• Aim of the task
Wherever a line holds the word "index", copy that line out.

• Raw data
————

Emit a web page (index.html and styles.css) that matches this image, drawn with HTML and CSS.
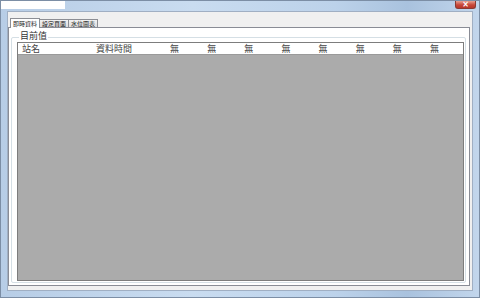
FILE: index.html
```html
<!DOCTYPE html>
<html>
<head>
<meta charset="utf-8">
<link rel="stylesheet" href="styles.css">
</head>
<body>
<div class="window">
  <div class="titlebar">
    <div class="title-box"></div>
    <div class="close-btn"><span>×</span></div>
  </div>
  <div class="client">
    <div class="tabs">
      <div class="tab active">即時資料</div>
      <div class="tab">設定頁面</div>
      <div class="tab">水位圖表</div>
    </div>
    <div class="tabpage">
      <div class="group">
        <div class="legend">目前值</div>
        <div class="grid">
          <div class="header">
            <span class="c1">站名</span>
            <span class="c2">資料時間</span>
            <span class="cn">無</span>
            <span class="cn">無</span>
            <span class="cn">無</span>
            <span class="cn">無</span>
            <span class="cn">無</span>
            <span class="cn">無</span>
            <span class="cn">無</span>
            <span class="cn">無</span>
          </div>
          <div class="body"></div>
        </div>
      </div>
    </div>
  </div>
</div>
</body>
</html>
```
FILE: styles.css
```css
html, body {
  margin: 0;
  padding: 0;
}
body {
  width: 480px;
  height: 298px;
  overflow: hidden;
  font-family: "Noto Sans CJK TC", "Liberation Sans", sans-serif;
}
.window {
  width: 480px;
  height: 298px;
  background: linear-gradient(to right, #b7cde6 0%, #c9dcf0 40%, #bcd2ea 70%, #a9c2de 85%, #c2d6ec 100%);
  display: flex;
  flex-direction: column;
  box-sizing: border-box;
  border: 1px solid #7c8ea5;
}
.titlebar {
  height: 10px;
  display: flex;
  justify-content: space-between;
  align-items: flex-start;
}
.title-box {
  width: 64px;
  height: 8px;
  background: #ffffff;
}
.close-btn {
  width: 21px;
  height: 8px;
  margin-right: 3px;
  background: linear-gradient(#e8a090, #c7483a 55%, #b8362a);
  border: 1px solid #8a3a32;
  border-top: none;
  border-radius: 0 0 3px 3px;
  box-sizing: border-box;
  display: flex;
  align-items: center;
  justify-content: center;
  color: #fff;
  font: bold 8px/1 "DejaVu Sans", sans-serif;
}
.client {
  flex: 1;
  margin: 0 6px 6px 6px;
  background: #f0f0f0;
  border: 1px solid #a0afc3;
  padding: 6px 2px 4px 0;
  display: flex;
  flex-direction: column;
}
.tabs {
  display: flex;
  height: 9px;
  align-items: flex-end;
  padding-left: 2px;
}
.tab {
  font-size: 6px;
  line-height: 8px;
  height: 8px;
  padding: 0 2px;
  border: 1px solid #8c8e94;
  border-bottom: none;
  background: linear-gradient(#f2f2f2, #dcdcdc);
  color: #222;
  box-sizing: border-box;
  margin-right: -1px;
}
.tab.active {
  height: 10px;
  line-height: 9px;
  background: #fff;
  position: relative;
  z-index: 1;
  margin-bottom: -1px;
}
.tabpage {
  flex: 1;
  background: #fff;
  border: 1px solid #898c95;
  padding: 3px 3px 2px 2px;
  display: flex;
  flex-direction: column;
}
.group {
  flex: 1;
  display: flex;
  flex-direction: column;
  position: relative;
}
.group::before {
  content: "";
  position: absolute;
  left: 0;
  right: 0;
  top: 6px;
  bottom: 0;
  border: 1px solid #d5dfe5;
  border-radius: 2px;
}
.legend {
  position: relative;
  align-self: flex-start;
  background: #fff;
  font-size: 9px;
  line-height: 10px;
  color: #333;
  margin-left: 8px;
  padding: 0 1px;
}
.grid {
  position: relative;
  flex: 1;
  margin: 1px 2px 2px 6px;
  border: 1px solid #7d7d7d;
  display: flex;
  flex-direction: column;
}
.header {
  height: 11px;
  background: #fff;
  border-bottom: 1px solid #9a9a9a;
  display: flex;
  align-items: center;
  font-size: 9px;
  line-height: 11px;
  color: #444;
}
.header span { display: block; flex: none; }
.c1 { width: 78px; padding-left: 4px; box-sizing: border-box; }
.c2 { width: 74px; }
.cn { width: 37.14px; }
.body {
  flex: 1;
  background: #ababab;
}
```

————

• Full solution
Emit a web page (index.html and styles.css) that matches this image, drawn with HTML and CSS.
FILE: index.html
  z-index: 1;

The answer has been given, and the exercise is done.